INFORMATION SUPPLIED:
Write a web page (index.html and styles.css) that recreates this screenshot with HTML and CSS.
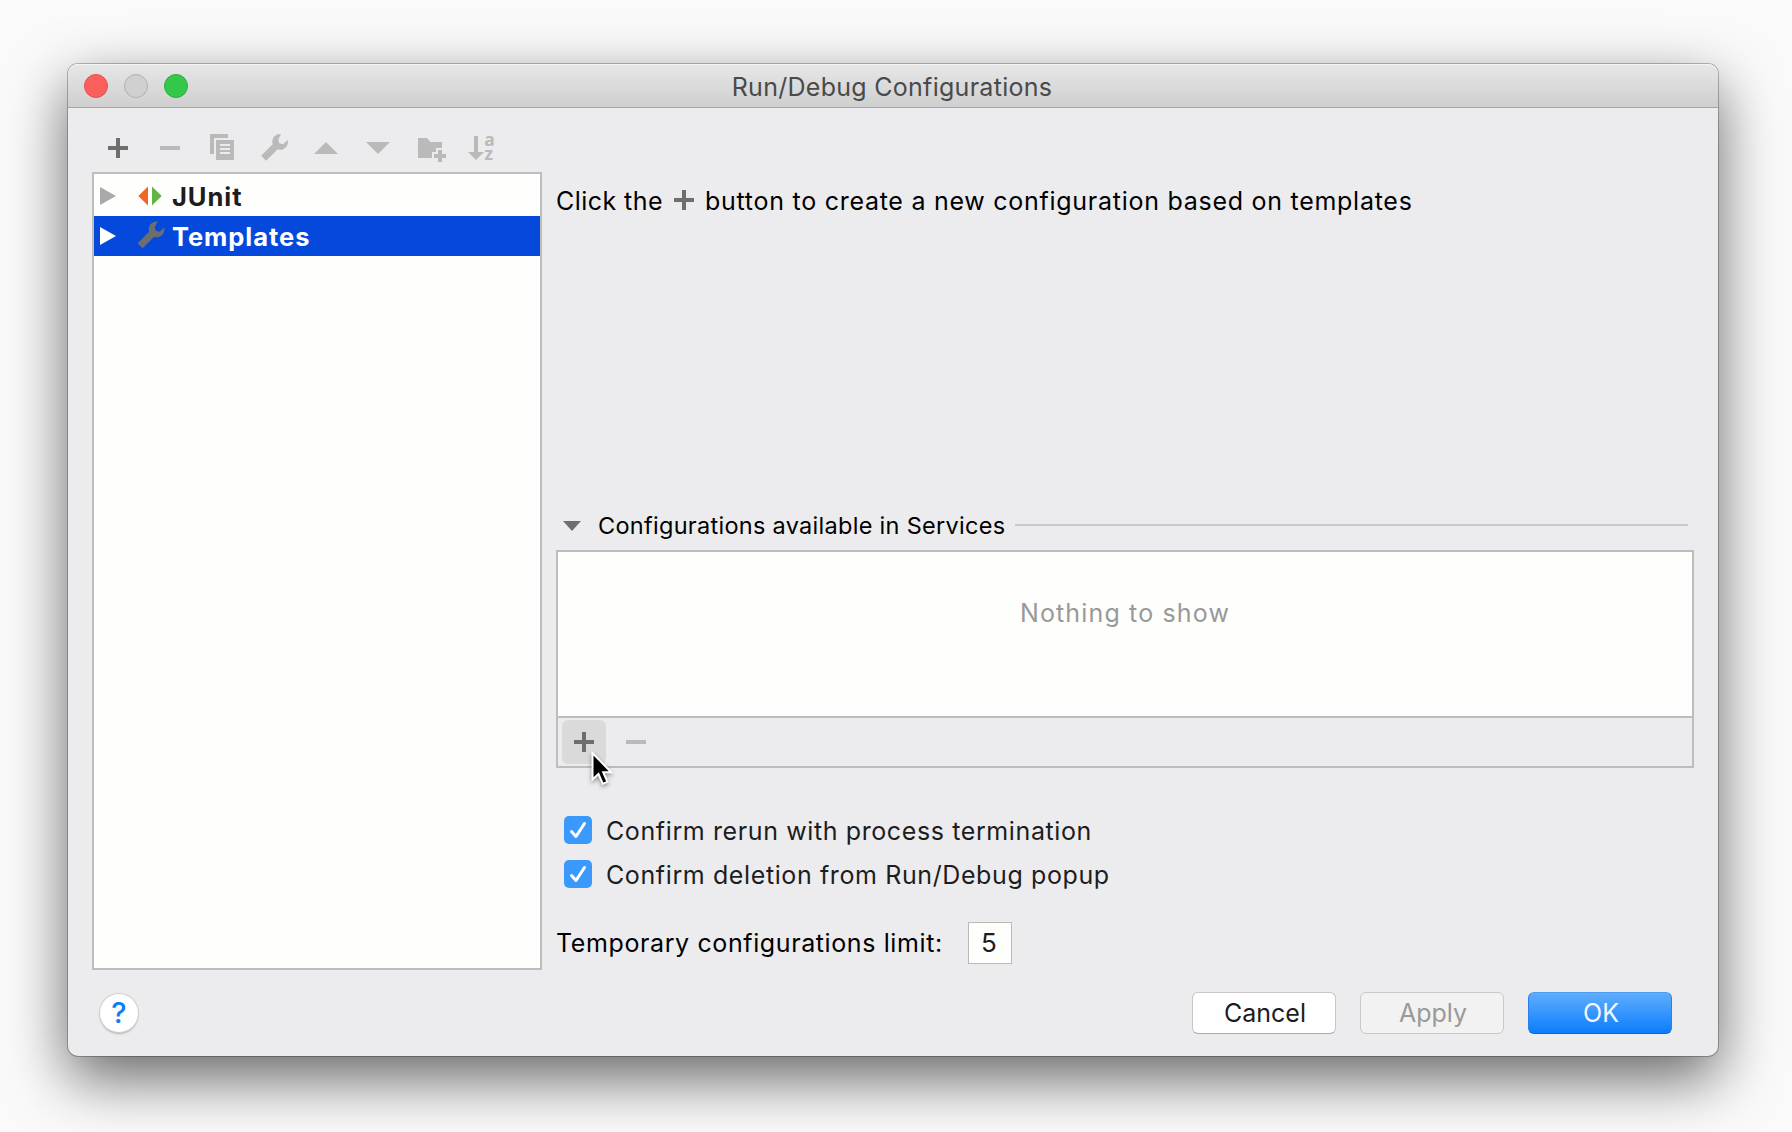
FILE: index.html
```html
<!DOCTYPE html>
<html lang="en">
<head>
<meta charset="utf-8">
<title>Run/Debug Configurations</title>
<link rel="stylesheet" href="styles.css">
</head>
<body>
<svg class="defs" width="0" height="0" aria-hidden="true">
  <symbol id="plus" viewBox="0 0 20 20"><path d="M8 0h4v8h8v4h-8v8H8v-8H0V8h8z"/></symbol>
  <symbol id="minus" viewBox="0 0 20 20"><path d="M0 8h20v4H0z"/></symbol>
  <symbol id="wrench" viewBox="0 0 28 28"><path d="M20.500.6C16 .2 12.200 3.200 11.800 7.500c-.1 1.200.1 2.200.4 3.300L.6 22.300l5 5L17.200 15.700c1.500.6 3.200.7 4.800.2 3.800-1.200 6-5 5.300-9.400l-4.700 4.200-3.900-1-.8-3.800z"/></symbol>
</svg>
<main class="window">
  <header class="titlebar">
    <div class="lights"><i class="light close"></i><i class="light idle"></i><i class="light grow"></i></div>
    <h1 class="title">Run/Debug Configurations</h1>
  </header>
  <div class="body">
    <section class="side">
      <div class="toolbar">
        <svg class="tool dark" viewBox="0 0 32 32"><use href="#plus" x="6" y="6" width="20" height="20"/></svg>
        <svg class="tool" viewBox="0 0 32 32"><use href="#minus" x="6" y="6" width="20" height="20"/></svg>
        <svg class="tool" viewBox="0 0 32 32"><path d="M4 2h18v4H8v16H4z"/><path fill-rule="evenodd" d="M10 8h18v20H10zM14 12v2h10v-2zM14 16v2h10v-2zM14 20v2h10v-2z"/></svg>
        <svg class="tool" viewBox="0 0 32 32"><use href="#wrench" x="2.500" y="1.500" width="28" height="28"/></svg>
        <svg class="tool" viewBox="0 0 32 32"><path d="M4 22h24L16 10z"/></svg>
        <svg class="tool" viewBox="0 0 32 32"><path d="M4 10h24L16 22z"/></svg>
        <svg class="tool" viewBox="0 0 32 32"><path d="M4 6h9l3.500 4H28v6h-6v4h-4v6H4z"/><path d="M24 18h4v4h4v4h-4v4h-4v-4h-4v-4h4z"/></svg>
        <svg class="tool" viewBox="0 0 32 32"><path d="M8 4h4v16h6l-8 8-8-8h6z"/><text class="glyph" x="18.300" y="13.500">a</text><text class="glyph" x="18.500" y="28">z</text></svg>
      </div>
      <ul class="tree">
        <li class="node">
          <svg class="arrow" viewBox="0 0 16 18"><path d="M0 0l16 9-16 9z"/></svg>
          <svg class="kind" viewBox="0 0 28 28"><path fill="#f26522" d="M11 4.500v19L1.300 14z"/><path fill="#62b543" d="M15 4.500v19l9.700-9.500z"/></svg>
          <span class="label">JUnit</span>
        </li>
        <li class="node selected">
          <svg class="arrow" viewBox="0 0 16 18"><path d="M0 0l16 9-16 9z"/></svg>
          <svg class="kind" viewBox="0 0 28 28"><use href="#wrench" y="-1" width="28" height="28"/></svg>
          <span class="label">Templates</span>
        </li>
      </ul>
    </section>
    <section class="main">
      <p class="hint"><span class="hint-start">Click the</span><svg class="inline-plus" viewBox="0 0 20 20"><use href="#plus"/></svg><span class="hint-end">button to create a new configuration based on templates</span></p>
      <div class="group">
        <svg class="expander" viewBox="0 0 18 10"><path d="M0 0h18l-9 10z"/></svg>
        <span>Configurations available in Services</span>
        <i class="rule"></i>
      </div>
      <div class="panel">
        <div class="empty">Nothing to show</div>
        <div class="panel-tools">
          <span class="tool-button hover"><svg viewBox="0 0 20 20"><use href="#plus"/></svg></span>
          <span class="tool-button"><svg viewBox="0 0 20 20"><use href="#minus"/></svg></span>
          <svg class="cursor" viewBox="0 0 24 38"><path d="M1.500 3v26.500l6-5.500 4.300 9.800 4.600-2-4.200-9.500h8z"/></svg>
        </div>
      </div>
      <div class="checks">
        <label class="check"><svg class="box" viewBox="0 0 28 28"><path d="M7.500 15.500l4.500 5L20.500 7.500"/></svg><span class="label">Confirm rerun with process termination</span></label>
        <label class="check"><svg class="box" viewBox="0 0 28 28"><path d="M7.500 15.500l4.500 5L20.500 7.500"/></svg><span class="label">Confirm deletion from Run/Debug popup</span></label>
      </div>
      <div class="limit"><span class="limit-label">Temporary configurations limit:</span><span class="field">5</span></div>
    </section>
  </div>
  <footer class="footer">
    <span class="help">?</span>
    <span class="button">Cancel</span>
    <span class="button disabled">Apply</span>
    <span class="button primary">OK</span>
  </footer>
</main>
</body>
</html>
```
FILE: styles.css
```css
* { box-sizing: border-box; }
body {
  margin: 0;
  width: 1792px;
  height: 1132px;
  padding: 64px 74px 76px 68px;
  overflow: hidden;
  background: #fafafa;
  color: #000;
  font: 25px/32px Inter, "Liberation Sans", sans-serif;
}
.defs { position: absolute; }
svg { display: block; fill: currentColor; flex: none; overflow: visible; }
.window {
  display: flex;
  flex-direction: column;
  width: 1650px;
  height: 992px;
  border-radius: 10px;
  background: #ececee;
  box-shadow: 0 0 0 1px rgba(0, 0, 0, .25), 0 22px 60px rgba(0, 0, 0, .6);
}
.titlebar {
  display: grid;
  grid-template-columns: 140px 1fr 140px;
  align-items: center;
  height: 44px;
  border-bottom: 1px solid #a5a5a5;
  border-radius: 10px 10px 0 0;
  background: linear-gradient(#e7e7e7, #cfcfcf);
  box-shadow: inset 0 1px #f4f4f4;
}
.lights { display: flex; gap: 16px; padding-left: 16px; }
.light { width: 24px; height: 24px; border: 1px solid; border-radius: 50%; }
.close { background: #fc605c; border-color: #e2504c; }
.idle { background: #d0d0d0; border-color: #b1b1b1; }
.grow { background: #34c84a; border-color: #2aae3a; }
.title { margin: 2px 2px 0 0; font-size: 25px; font-weight: 400; letter-spacing: .28px; text-align: center; color: #4a4a4a; white-space: nowrap; }
.body { display: grid; grid-template-columns: 450px 1138px; column-gap: 14px; height: 862px; padding: 0 24px; }
.toolbar { display: flex; gap: 20px; height: 64px; padding: 24px 0 8px 10px; color: #bababa; }
.tool { width: 32px; height: 32px; }
.dark { color: #6e6e6e; }
.glyph { font: 700 17.500px "Open Sans", sans-serif; }
.tree { height: 798px; margin: 0; padding: 2px 0; border: 2px solid #bdbdbd; background: #fefefd; list-style: none; font-size: 25.500px; font-weight: 700; letter-spacing: .95px; }
.node { display: flex; align-items: center; height: 40px; padding-left: 6px; color: #1d1d1d; }
.node .arrow { width: 16px; height: 18px; margin: -1px 21px 0 0; color: #a9a9a9; }
.node .kind { width: 28px; height: 28px; margin-right: 7px; color: #6e6e6e; }
.node .label { padding-top: 2px; }
.selected { color: #fff; background: #0549dc; }
.selected .arrow { color: #fff; }
.main { display: flex; flex-direction: column; padding-top: 64px; white-space: nowrap; }
.hint { display: flex; align-items: center; height: 58px; margin: 0 0 279px; }
.hint-start { letter-spacing: .45px; }
.hint-end { letter-spacing: .73px; }
.inline-plus { width: 20px; height: 20px; margin: 0 11px 2px; color: #6e6e6e; }
.group { display: flex; align-items: center; height: 33px; margin-bottom: 8px; padding: 0 6px 0 7px; font-size: 23.500px; letter-spacing: .29px; }
.expander { width: 18px; height: 10px; margin-right: 17px; color: #6e6e6e; }
.rule { flex: 1; height: 2px; margin: -1px 0 0 10px; background: #c8c8c8; }
.panel { height: 218px; border: 2px solid #bdbdbd; }
.empty { height: 166px; padding-top: 45px; border-bottom: 2px solid #bdbdbd; background: #fefefd; color: #999; letter-spacing: 1.150px; text-align: center; }
.panel-tools { display: flex; gap: 8px; padding: 2px 4px; position: relative; color: #bababa; }
.tool-button { display: grid; place-items: center; width: 44px; height: 44px; border-radius: 6px; }
.tool-button svg { width: 20px; height: 20px; }
.hover { background: #dadada; color: #6e6e6e; }
.cursor { position: absolute; left: 33px; top: 32px; width: 24px; height: 38px; fill: #000; stroke: #fff; stroke-width: 2px; filter: drop-shadow(0 2px 2px rgba(0, 0, 0, .4)); }
.checks { display: flex; flex-direction: column; gap: 16px; padding: 48px 8px 0; color: #1d1d1d; letter-spacing: .61px; }
.check { display: flex; align-items: center; gap: 14px; height: 28px; }
.check .label { padding-top: 2px; }
.box { width: 28px; height: 28px; border-radius: 5px; background: #3a99fc; fill: none; stroke: #fff; stroke-width: 3px; stroke-linecap: round; stroke-linejoin: round; }
.limit { display: flex; align-items: center; margin-top: 34px; }
.limit-label { width: 412px; letter-spacing: .61px; }
.field { width: 44px; height: 42px; border: 1px solid #b9b9b9; background: #fefefd; color: #1d1d1d; font-size: 26px; line-height: 40px; padding-right: 2px; text-align: center; }
.footer { display: flex; align-items: center; gap: 24px; padding: 22px 46px 0 32px; }
.help { width: 38px; height: 38px; margin-right: auto; border-radius: 50%; background: #fff; box-shadow: 0 0 0 1px #cfcfcf, 0 2px 2px rgba(0, 0, 0, .25); color: #117cf6; font-size: 29px; font-weight: 500; line-height: 38px; text-align: center; }
.button { width: 144px; height: 42px; padding-left: 2px; border: 1px solid #c6c6c6; border-bottom-color: #a9a9a9; border-radius: 6px; background: #fff; color: #1d1d1d; line-height: 40px; text-align: center; }
.disabled { background: #f2f2f2; border-color: #c9c9c9; color: #999; }
.primary { background: linear-gradient(#5fadfc, #0d7dfc); border-color: #4a9cf4 #2a7fe8 #0a65d8; color: #f4f8ff; }
```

REQUIRED WORK:
What is the number of lines in this material that hold the string "index"? Answer with that number only.

CORRECT RESPONSE:
2